[Exercise directions] Below is a listing to transcribe in full and exactly; keep the pictures out.

[Material provided]
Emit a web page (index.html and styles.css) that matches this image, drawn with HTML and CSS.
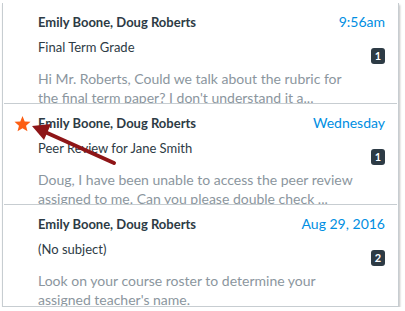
FILE: index.html
```html
<!DOCTYPE html>
<html>
<head>
<link rel="stylesheet" href="styles.css">
</head>
<body>
<div class='inbox'>
  <div class='message'>
    <div class='msg-gutter'></div>
    <div class='msg-body'>
      <div class='msg-top'>
        <span class='msg-from'>Emily Boone, Doug Roberts</span>
        <span class='msg-date'>9:56am</span>
      </div>
      <div class='msg-mid'>
        <span class='msg-subject'>Final Term Grade</span>
        <span class='msg-count'>1</span>
      </div>
      <div class='msg-preview'>Hi Mr. Roberts, Could we talk about the rubric for the final term paper? I don't understand it a...</div>
    </div>
  </div>
  <div class='message'>
    <div class='msg-gutter'>
      <svg class='star' viewBox='0 0 24 24'>
        <path d='M12 1.5l3.1 7.6 8.2.6-6.3 5.3 2 8-7-4.4-7 4.4 2-8L.7 9.7l8.2-.6z' fill='#fc5e13'/>
      </svg>
    </div>
    <div class='msg-body'>
      <div class='msg-top'>
        <span class='msg-from'>Emily Boone, Doug Roberts</span>
        <span class='msg-date'>Wednesday</span>
      </div>
      <div class='msg-mid'>
        <span class='msg-subject'>Peer Review for Jane Smith</span>
        <span class='msg-count'>1</span>
      </div>
      <div class='msg-preview'>Doug, I have been unable to access the peer review assigned to me. Can you please double check ...</div>
    </div>
  </div>
  <div class='message'>
    <div class='msg-gutter'></div>
    <div class='msg-body'>
      <div class='msg-top'>
        <span class='msg-from'>Emily Boone, Doug Roberts</span>
        <span class='msg-date'>Aug 29, 2016</span>
      </div>
      <div class='msg-mid'>
        <span class='msg-subject'>(No subject)</span>
        <span class='msg-count'>2</span>
      </div>
      <div class='msg-preview'>Look on your course roster to determine your assigned teacher's name.</div>
    </div>
  </div>
</div>
<svg class='callout' viewBox='0 0 405 311'>
  <line x1='114' y1='163' x2='45' y2='132' stroke='#8e1517' stroke-width='4' stroke-linecap='round'/>
  <path d='M32 126L51 124 44 140Z' fill='#8e1517'/>
</svg>
</body>
</html>
```

FILE: styles.css
```css
body { margin: 0; background: #fff; font-family: Lato, "Open Sans", sans-serif; position: relative; }
.inbox { margin: 3px 6px 0 2px; border: 1px solid #c7cdd1; border-top: none; background: #fff; box-shadow: 1px 2px 2px rgba(0,0,0,0.25); height: 304px; box-sizing: border-box; overflow: hidden; }
.message { display: flex; height: 101px; box-sizing: border-box; border-bottom: 1px solid #c7cdd1; margin: 0 1px; overflow: hidden; }
.message:last-child { border-bottom: none; }
.msg-gutter { width: 34px; flex: none; display: flex; justify-content: center; padding-top: 11px; padding-left: 2px; box-sizing: border-box; }
.star { width: 17px; height: 17px; }
.msg-body { flex: 1; padding: 9px 12px 0 0; min-width: 0; }
.msg-top { display: flex; justify-content: space-between; align-items: baseline; height: 20px; line-height: 20px; }
.msg-from { font-weight: 700; font-size: 13px; color: #2d3b45; }
.msg-date { font-size: 14px; color: #008ee2; }
.msg-mid { display: flex; justify-content: space-between; align-items: flex-start; margin-top: 5px; height: 26px; }
.msg-subject { font-size: 13px; line-height: 20px; color: #2d3b45; }
.msg-count { margin-top: 11px; min-width: 14px; height: 16px; line-height: 16px; border-radius: 3px; background: #2d3b45; color: #fff; font-size: 11px; font-weight: 700; text-align: center; }
.msg-preview { margin-top: 6px; font-size: 14px; line-height: 19px; color: #8b969e; padding-right: 28px; }
.callout { position: absolute; left: 0; top: 0; width: 405px; height: 311px; pointer-events: none; }
```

[Reply to the task]
Emit a web page (index.html and styles.css) that matches this image, drawn with HTML and CSS.
FILE: index.html
```html
<!DOCTYPE html>
<html>
<head>
<link rel="stylesheet" href="styles.css">
</head>
<body>
<div class='inbox'>
  <div class='message'>
    <div class='msg-gutter'></div>
    <div class='msg-body'>
      <div class='msg-top'>
        <span class='msg-from'>Emily Boone, Doug Roberts</span>
        <span class='msg-date'>9:56am</span>
      </div>
      <div class='msg-mid'>
        <span class='msg-subject'>Final Term Grade</span>
        <span class='msg-count'>1</span>
      </div>
      <div class='msg-preview'>Hi Mr. Roberts, Could we talk about the rubric for the final term paper? I don't understand it a...</div>
    </div>
  </div>
  <div class='message'>
    <div class='msg-gutter'>
      <svg class='star' viewBox='0 0 24 24'>
        <path d='M12 1.5l3.1 7.6 8.2.6-6.3 5.3 2 8-7-4.4-7 4.4 2-8L.7 9.7l8.2-.6z' fill='#fc5e13'/>
      </svg>
    </div>
    <div class='msg-body'>
      <div class='msg-top'>
        <span class='msg-from'>Emily Boone, Doug Roberts</span>
        <span class='msg-date'>Wednesday</span>
      </div>
      <div class='msg-mid'>
        <span class='msg-subject'>Peer Review for Jane Smith</span>
        <span class='msg-count'>1</span>
      </div>
      <div class='msg-preview'>Doug, I have been unable to access the peer review assigned to me. Can you please double check ...</div>
    </div>
  </div>
  <div class='message'>
    <div class='msg-gutter'></div>
    <div class='msg-body'>
      <div class='msg-top'>
        <span class='msg-from'>Emily Boone, Doug Roberts</span>
        <span class='msg-date'>Aug 29, 2016</span>
      </div>
      <div class='msg-mid'>
        <span class='msg-subject'>(No subject)</span>
        <span class='msg-count'>2</span>
      </div>
      <div class='msg-preview'>Look on your course roster to determine your assigned teacher's name.</div>
    </div>
  </div>
</div>
<svg class='callout' viewBox='0 0 405 311'>
  <line x1='114' y1='163' x2='45' y2='132' stroke='#8e1517' stroke-width='4' stroke-linecap='round'/>
  <path d='M32 126L51 124 44 140Z' fill='#8e1517'/>
</svg>
</body>
</html>
```

FILE: styles.css
```css
body { margin: 0; background: #fff; font-family: Lato, "Open Sans", sans-serif; position: relative; }
.inbox { margin: 3px 6px 0 2px; border: 1px solid #c7cdd1; border-top: none; background: #fff; box-shadow: 1px 2px 2px rgba(0,0,0,0.25); height: 304px; box-sizing: border-box; overflow: hidden; }
.message { display: flex; height: 101px; box-sizing: border-box; border-bottom: 1px solid #c7cdd1; margin: 0 1px; overflow: hidden; }
.message:last-child { border-bottom: none; }
.msg-gutter { width: 34px; flex: none; display: flex; justify-content: center; padding-top: 11px; padding-left: 2px; box-sizing: border-box; }
.star { width: 17px; height: 17px; }
.msg-body { flex: 1; padding: 9px 12px 0 0; min-width: 0; }
.msg-top { display: flex; justify-content: space-between; align-items: baseline; height: 20px; line-height: 20px; }
.msg-from { font-weight: 700; font-size: 13px; color: #2d3b45; }
.msg-date { font-size: 14px; color: #008ee2; }
.msg-mid { display: flex; justify-content: space-between; align-items: flex-start; margin-top: 5px; height: 26px; }
.msg-subject { font-size: 13px; line-height: 20px; color: #2d3b45; }
.msg-count { margin-top: 11px; min-width: 14px; height: 16px; line-height: 16px; border-radius: 3px; background: #2d3b45; color: #fff; font-size: 11px; font-weight: 700; text-align: center; }
.msg-preview { margin-top: 6px; font-size: 14px; line-height: 19px; color: #8b969e; padding-right: 28px; }
.callout { position: absolute; left: 0; top: 0; width: 405px; height: 311px; pointer-events: none; }
```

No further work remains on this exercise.